What if, in my 20s, like a normal Chinese kid, I grew up, got a college degree and worked my butt off for 200 bucks a month, would I settle down and not thinking about showing off myself?

What if, in my 30s, I had my baby girl, would I be sad that she would soon be another victim of the society? The world would put so much pressure on her; yet everyone tells her that women should be strong if she wants to survive.

What if, in my 40s, my marriage was falling apart, my husband didn’t even know my existence, and my child stopped calling me mother, would my heart break into pieces? Or would I already be so num since I’ve been always treated that way.

What if, in my 50s, my life finally ended for some reason, who would be so kind to be in my funeral? And if they came, who would shed a tear in front of my grave to fare me well on my way?

What if, I was never born… where would my spirit be? Wish God… hopefully…

Wednesday, August 02, 2006

堕落的天使


满屋子弥漫着烧焦了的牛排的味道,很想扔掉了,但是看看冰箱里已经没有其他能吃的东西了。算了,忍耐一下吞进去吧,至少这样不会饿。再添一个炸鸡蛋,安慰一下。。。

好冷。夏天已经消逝了吗?心像那块刚从冷藏室里拿出来的冻牛排,硬硬的,还不断地掉着冰渣。把她放在盘子里反复琢磨,是不是已经坏掉了?怎么那里有块黑黑的东西?大概放了好久了,不能用了。
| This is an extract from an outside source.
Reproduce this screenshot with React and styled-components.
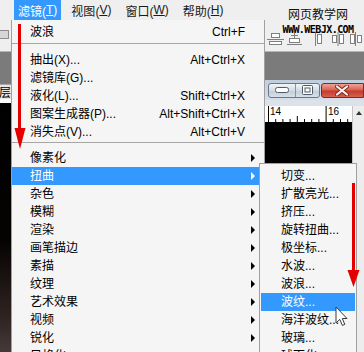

“别,别仍掉我!”,当我正端着盘子准备丢进垃圾袋里,我听到一个微弱的声音乞求着。

“可是你已经坏掉了,留着你有什么用呢?”

“我没有坏掉,我是一颗心脏,一颗曾经活泼快乐的心脏。后来我的灵魂生了病,我便乞求上帝拯救我。于是他用他的光照我,但是总有那么一块地方总是黑黑的。神说那是我邪恶的角落,放弃邪恶我便可以恢复健康,我问他怎样才能放弃我的邪恶,他说,要相信他,在他创造人的时候就没有想把他们做的很完美,放弃那些对私欲的追求,便能发现灵魂的美丽。”

“那你显然是没有做到呀。。。”我送出同情的眼神

“是啊,我试了很多次,但是人们总是不给我机会,他们恐吓我,咒骂我,因为他们认为我不够完美。我变得越来越自卑,再也无法勇敢地说出我的真心话。我变成了一个懦夫,甚至觉得连神都要放弃我了。。。”泪水从心的身上流了出来,原来她的哭泣也是那么微弱。

我忽然觉得自己的身体里面被刺痛了一下,回忆慢慢浮现在脑海里。。。

。。。你现在越来越自私了,我知道你恨我,但是我也告诉你,我没有你这个女儿也无所谓!。。。
。。。我辛苦把你养大,你却这么跟我说话!我要你不得好死!。。。
。。。你怎么这么不讲道理!你要是再这个样子,我看我们还是不要交往了!。。。
。。。我为了你可以改变我的计划,你却连个早班巴士都不愿意坐!太让我失望了!。。。

“别说了!求求你们不要再说了。。。”我从回忆中惊醒,开始嚎啕大哭,“我不是天使,我做不到那么完美。为什么我有一点点错误,你们就用我最恐惧的东西来要挟我?!如果我伤害了什么人,我道歉,我重新来!但是有谁会来安慰我?神啊,我究竟要怎样你才肯来拯救我?!。。。如果这是像什么用电刑来叫猴子不要去偷香蕉的话,他们也早被驯服了呀,为什么人们总要一次又一次的揭我的伤疤哪?!”

“不要伤心,我明白你的感觉,我的主人也是经常这样说的,哦对了,忘记告诉你,她叫CiCi。”

“什么?”我俯下身摸了摸我的胸腔,空空的什么都没有。。。

空气里依然弥漫着烧焦了的牛排的气味,还有一个年轻女人撕心裂肺般的嚎叫声。。。